■ WRITTEN TASK:
Count the lines below that include the word "components" and write that number alone.

____ GIVEN DATA

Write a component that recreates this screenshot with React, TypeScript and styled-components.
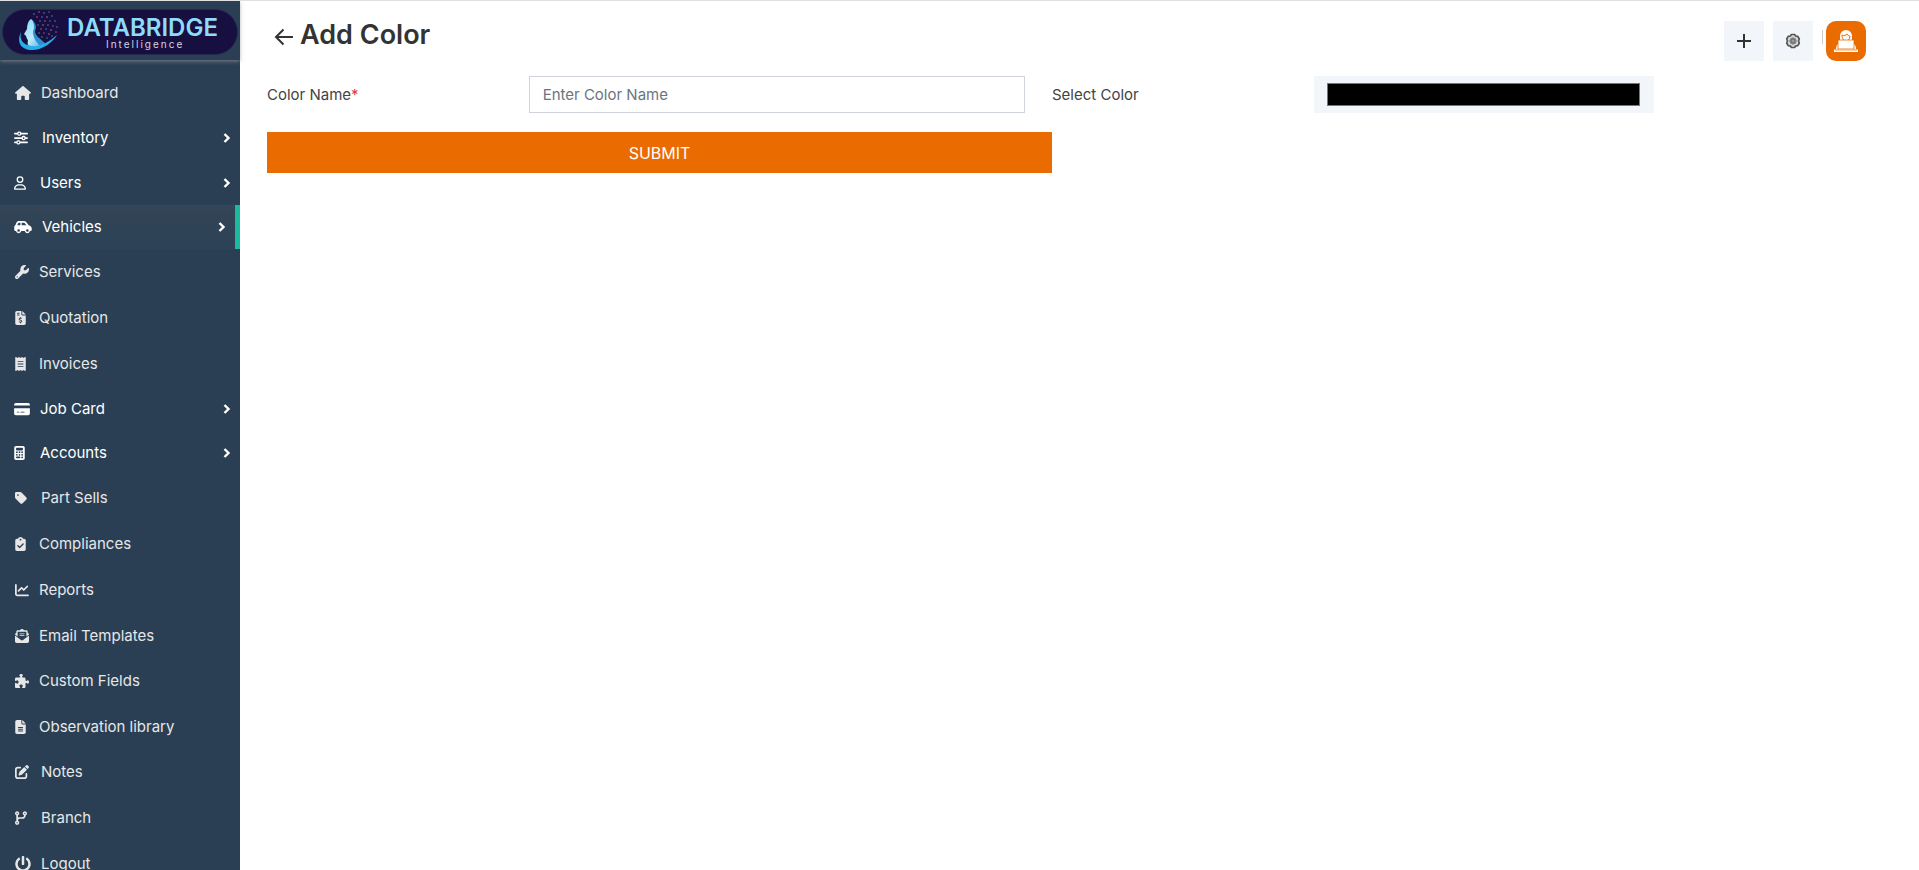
import React from 'react';
import styled, { createGlobalStyle, css } from 'styled-components';
import type { IconType } from 'react-icons';
import {
  FaHouse, FaSliders, FaRegUser, FaCarSide, FaWrench, FaFileInvoiceDollar, FaReceipt,
  FaCreditCard, FaCalculator, FaTag, FaPuzzlePiece, FaFileLines, FaChartLine,
  FaPenToSquare, FaCodeBranch, FaEnvelopeOpenText, FaClipboardCheck,
} from 'react-icons/fa6';
import { FaPowerOff } from 'react-icons/fa';

const GlobalStyle = createGlobalStyle`
  *, *::before, *::after { box-sizing: border-box; }
  body {
    margin: 0;
    background: #fff;
    color: #333;
    font-family: Inter, "Liberation Sans", sans-serif;
    font-size: 15px;
    line-height: 20px;
  }
`;

const Page = styled.div`
  display: flex;
  height: 100vh;
  border-top: 1px solid #e0e0e0;
  overflow: hidden;
`;

const Sidebar = styled.aside`
  flex: 0 0 240px;
  background: #2a3f54;
`;

const Brand = styled.a`
  display: flex;
  align-items: center;
  height: 59px;
  padding: 2px 2px 0;
  box-shadow: 0 1px 4px rgba(160, 160, 160, 0.7);
`;

const BrandLogo = styled.svg`
  display: block;
  width: 236px;
  height: 46px;
`;

const Menu = styled.ul`
  list-style: none;
  margin: 0;
  padding: 10px 0 0;
`;

const rowStyle = css<{ $height: number; $active?: boolean }>`
  display: flex;
  align-items: center;
  width: 100%;
  height: ${(p) => p.$height}px;
  border: 0;
  background: none;
  font: inherit;
  text-align: left;
  text-decoration: none;
  cursor: pointer;
`;

const IconSlot = styled.span<{ $iconWidth: number; $wide?: boolean }>`
  display: flex;
  align-items: center;
  flex: 0 0 ${(p) => (p.$wide ? 26 : 24)}px;

  & > svg {
    flex: none;
    width: ${(p) => p.$iconWidth}px;
  }
`;

const MenuLink = styled.a<{ $height: number }>`
  ${rowStyle}
  padding: 0 10px 0 15px;
  color: #e7e7e7;
`;

const MenuGroup = styled.button<{ $height: number; $active?: boolean }>`
  ${rowStyle}
  padding: 0 9px 0 14px;
  color: #fff;
  ${IconSlot} { margin-right: 2px; }
  ${(p) => p.$active && css`
    background: linear-gradient(#334556, #2c4257);
    border-right: 5px solid #1abb9c;
  `}
`;

const MenuText = styled.span`
  flex: 1;
`;

const Main = styled.main`
  flex: 1;
  min-width: 0;
`;

const Header = styled.header`
  display: flex;
  align-items: flex-start;
  justify-content: space-between;
  height: 75px;
  padding: 20px 53px 0 34px;
`;

const TitleBar = styled.div`
  display: flex;
  align-items: center;
  gap: 6px;
  height: 28px;
`;

const BackLink = styled.a`
  display: flex;
  padding-top: 4px;
  color: #333;
`;

const Title = styled.h1`
  margin: 0;
  font-size: 27px;
  font-weight: 600;
  line-height: 28px;
`;

const Actions = styled.div`
  display: flex;
  gap: 9px;
`;

const ActionButton = styled.button`
  display: flex;
  align-items: center;
  justify-content: center;
  width: 40px;
  height: 40px;
  padding: 0;
  border: 0;
  background: #f2f5fa;
  cursor: pointer;
`;

const Account = styled.div`
  display: flex;
  gap: 3px;
`;

const Divider = styled.span`
  width: 1px;
  height: 14px;
  margin-top: 9px;
  background: #ccc;
`;

const AvatarButton = styled(ActionButton)`
  border-radius: 10px;
  background: #ea6b00;
`;

const ColorForm = styled.form`
  display: grid;
  grid-template-columns: 2fr 4fr 2fr 4fr;
  row-gap: 19px;
  align-items: center;
  padding: 0 82px 0 27px;
`;

const Label = styled.label`
  color: #444;
`;

const Required = styled.span`
  color: #e03545;
`;

const FieldCell = styled.div`
  display: flex;
  padding-right: 27px;
`;

const TextInput = styled.input`
  width: 100%;
  height: 37px;
  padding: 0 13px;
  border: 1px solid #ced4da;
  border-radius: 0;
  background: #fff;
  color: #444;
  font: inherit;
  &::placeholder { color: #6c757d; opacity: 1; }
`;

const ColorInput = styled.input`
  display: block;
  width: 65%;
  height: 37px;
  padding: 7px 14px 7px 13px;
  border: 0;
  background: #f2f5fa;
  &::-webkit-color-swatch-wrapper { padding: 0; }
  &::-webkit-color-swatch { border: 1px solid #777; border-radius: 0; }
`;

const SubmitButton = styled.button`
  grid-column: 1 / 3;
  height: 41px;
  padding: 0;
  border: 0;
  background: #ea6b00;
  color: #fff;
  font-family: inherit;
  font-size: 16px;
  cursor: pointer;
`;

type Item = {
  label: string;
  icon: IconType;
  iconWidth: number;
  height: number;
  group?: boolean;
  active?: boolean;
  wide?: boolean;
};

const items: Item[] = [
  { label: 'Dashboard', icon: FaHouse, iconWidth: 16, height: 46, wide: true },
  { label: 'Inventory', icon: FaSliders, iconWidth: 14, height: 44, group: true, wide: true },
  { label: 'Users', icon: FaRegUser, iconWidth: 12, height: 45, group: true },
  { label: 'Vehicles', icon: FaCarSide, iconWidth: 18, height: 44, group: true, active: true, wide: true },
  { label: 'Services', icon: FaWrench, iconWidth: 14, height: 46 },
  { label: 'Quotation', icon: FaFileInvoiceDollar, iconWidth: 11, height: 46 },
  { label: 'Invoices', icon: FaReceipt, iconWidth: 11, height: 46 },
  { label: 'Job Card', icon: FaCreditCard, iconWidth: 16, height: 44, group: true },
  { label: 'Accounts', icon: FaCalculator, iconWidth: 11, height: 44, group: true },
  { label: 'Part Sells', icon: FaTag, iconWidth: 12, height: 46, wide: true },
  { label: 'Compliances', icon: FaClipboardCheck, iconWidth: 11, height: 46 },
  { label: 'Reports', icon: FaChartLine, iconWidth: 14, height: 46 },
  { label: 'Email Templates', icon: FaEnvelopeOpenText, iconWidth: 14, height: 45 },
  { label: 'Custom Fields', icon: FaPuzzlePiece, iconWidth: 14, height: 46 },
  { label: 'Observation library', icon: FaFileLines, iconWidth: 11, height: 45 },
  { label: 'Notes', icon: FaPenToSquare, iconWidth: 14, height: 46, wide: true },
  { label: 'Branch', icon: FaCodeBranch, iconWidth: 12, height: 46, wide: true },
  { label: 'Logout', icon: FaPowerOff, iconWidth: 16, height: 45, wide: true },
];

const dots: [number, number, string][] = [
  [32, 5, '#4b86c8'], [37, 3, '#c05a94'], [42, 4, '#4b86c8'], [47, 3, '#a34f8f'], [35, 8, '#b85890'],
  [40, 8, '#3f78bd'], [45, 8, '#c76a9a'], [50, 7, '#477fc0'], [38, 12, '#477fc0'], [43, 12, '#b85890'],
  [48, 12, '#3f78bd'], [53, 12, '#b85890'], [36, 16, '#3f78bd'], [41, 16, '#c76a9a'], [46, 16, '#477fc0'],
  [51, 17, '#a34f8f'], [55, 18, '#477fc0'], [39, 20, '#b85890'], [44, 20, '#477fc0'], [49, 21, '#c76a9a'],
  [54, 23, '#b85890'], [37, 24, '#477fc0'], [42, 24, '#a34f8f'], [47, 25, '#c76a9a'], [40, 28, '#477fc0'],
  [45, 29, '#3f78bd'], [50, 27, '#477fc0'],
];

function Logo() {
  return (
    <BrandLogo viewBox="0 0 236 46" role="img" aria-label="Databridge Intelligence">
      <defs>
        <linearGradient id="face" x1="0" y1="0" x2="1" y2="1">
          <stop offset="0" stopColor="#7fdcf8" />
          <stop offset="0.5" stopColor="#bceafa" />
          <stop offset="1" stopColor="#3aa4e4" />
        </linearGradient>
      </defs>
      <rect x="0.5" y="0.5" width="235" height="45" rx="22.5" fill="#170f40" stroke="#252b50" />
      {dots.map(([x, y, color]) => <circle key={`${x}-${y}`} cx={x} cy={y} r="0.8" fill={color} />)}
      <path d="M29 10C32 12 33 16 32 20C31 24 33 27 35 31C37 34 41 35 44 35C39 39 29 40 26 36C25 33 27 31 25 30L24 27L22 25L25 20C25 16 26 12 29 10Z" fill="url(#face)" />
      <path d="M29 10C34 14 35 18 33 22C33 27 38 29 44 35L38 37C34 33 31 28 31 23C33 18 32 13 29 10Z" fill="#2b8fd2" />
      <path d="M19 23C14 33 19 41 30 41C41 41 51 33 55 26C47 33 38 38 30 37C22 36 17 32 19 23Z" fill="#25aee8" />
      <text x="65" y="27" fill="#8cdcfa" fontFamily="Inter, sans-serif" fontSize="24" fontWeight="600">DATABRIDGE</text>
      <text x="104" y="39" fill="#d5d3e3" fontFamily="Inter, sans-serif" fontSize="10" letterSpacing="2">Intelligence</text>
    </BrandLogo>
  );
}

function ChevronIcon() {
  return (
    <svg width="8" height="10" viewBox="0 0 8 10" fill="none" stroke="currentColor" strokeWidth="2.4" aria-hidden="true">
      <path d="M1.500 1L5.500 5L1.500 9" />
    </svg>
  );
}

function GearIcon() {
  return (
    <svg width="16" height="16" viewBox="0 0 16 16" fill="none" stroke="#555" aria-hidden="true">
      <path d="M6.400 1.500h3.200l1 1.500 2.200.3 1.500 2.700-.8 2 .8 2-1.500 2.700-2.200.3-1 1.500H6.400l-1-1.500-2.200-.3L1.700 10l.8-2-.8-2 1.500-2.700L5.400 3z" fill="#d8dade" strokeWidth="1.700" strokeLinejoin="round" />
      <circle cx="8" cy="8" r="3.200" fill="#777" stroke="#888" strokeWidth="1" />
      <circle cx="8" cy="8" r="1.300" fill="#999" stroke="none" />
    </svg>
  );
}

function AvatarIcon() {
  return (
    <svg width="24" height="24" viewBox="0 0 24 24" aria-hidden="true">
      <path d="M6 12V7a6 6 0 0 1 12 0v5z" fill="#fff" />
      <path d="M8 6c2 1 4 .5 5-1 1 1.500 2 2 3 2-.2 3-1.800 5-4 5S8 9.500 8 6z" fill="#fff" stroke="#ea6b00" strokeWidth="1" />
      <path d="M2 20c0-3 1-5 3-5h14c2 0 3 2 3 5z" fill="#fff" />
      <path d="M4 11h16v9H4z" fill="#fff" stroke="#ea6b00" strokeWidth="0.800" />
      <path d="M0 20.500h24V23H0z" fill="#fff" />
      <path d="M1 21.500h22" stroke="#f4b27c" strokeWidth="0.600" />
    </svg>
  );
}

export default function App() {
  return (
    <>
      <GlobalStyle />
      <Page>
        <Sidebar>
          <Brand href="#"><Logo /></Brand>
          <nav>
            <Menu>
              {items.map(({ label, icon: Icon, iconWidth, height, group, active, wide }) => {
                const content = (
                  <>
                    <IconSlot $iconWidth={iconWidth} $wide={wide}>
                      <Icon size={label === 'Logout' ? 16 : 14} aria-hidden />
                    </IconSlot>
                    <MenuText>{label}</MenuText>
                  </>
                );
                return (
                  <li key={label}>
                    {group ? (
                      <MenuGroup type="button" $height={height} $active={active}>
                        {content}
                        <ChevronIcon />
                      </MenuGroup>
                    ) : (
                      <MenuLink href="#" $height={height}>{content}</MenuLink>
                    )}
                  </li>
                );
              })}
            </Menu>
          </nav>
        </Sidebar>
        <Main>
          <Header>
            <TitleBar>
              <BackLink href="#" aria-label="Back">
                <svg width="20" height="18" viewBox="0 0 20 18" fill="none" stroke="currentColor" strokeWidth="2" aria-hidden="true">
                  <path d="M19 9H2.500M9.500 1.500L2 9l7.500 7.500" />
                </svg>
              </BackLink>
              <Title>Add Color</Title>
            </TitleBar>
            <Actions>
              <ActionButton type="button" aria-label="Add">
                <svg width="16" height="16" viewBox="0 0 16 16" stroke="#333" strokeWidth="2" aria-hidden="true">
                  <path d="M8 1v14M1 8h14" />
                </svg>
              </ActionButton>
              <ActionButton type="button" aria-label="Settings"><GearIcon /></ActionButton>
              <Account>
                <Divider />
                <AvatarButton type="button" aria-label="Account"><AvatarIcon /></AvatarButton>
              </Account>
            </Actions>
          </Header>
          <ColorForm>
            <Label htmlFor="color-name">Color Name<Required>*</Required></Label>
            <FieldCell><TextInput id="color-name" type="text" placeholder="Enter Color Name" /></FieldCell>
            <Label htmlFor="color-value">Select Color</Label>
            <ColorInput id="color-value" type="color" defaultValue="#000000" />
            <SubmitButton type="submit">SUBMIT</SubmitButton>
          </ColorForm>
        </Main>
      </Page>
    </>
  );
}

________

■ RESULT FOR THIS TASK:
2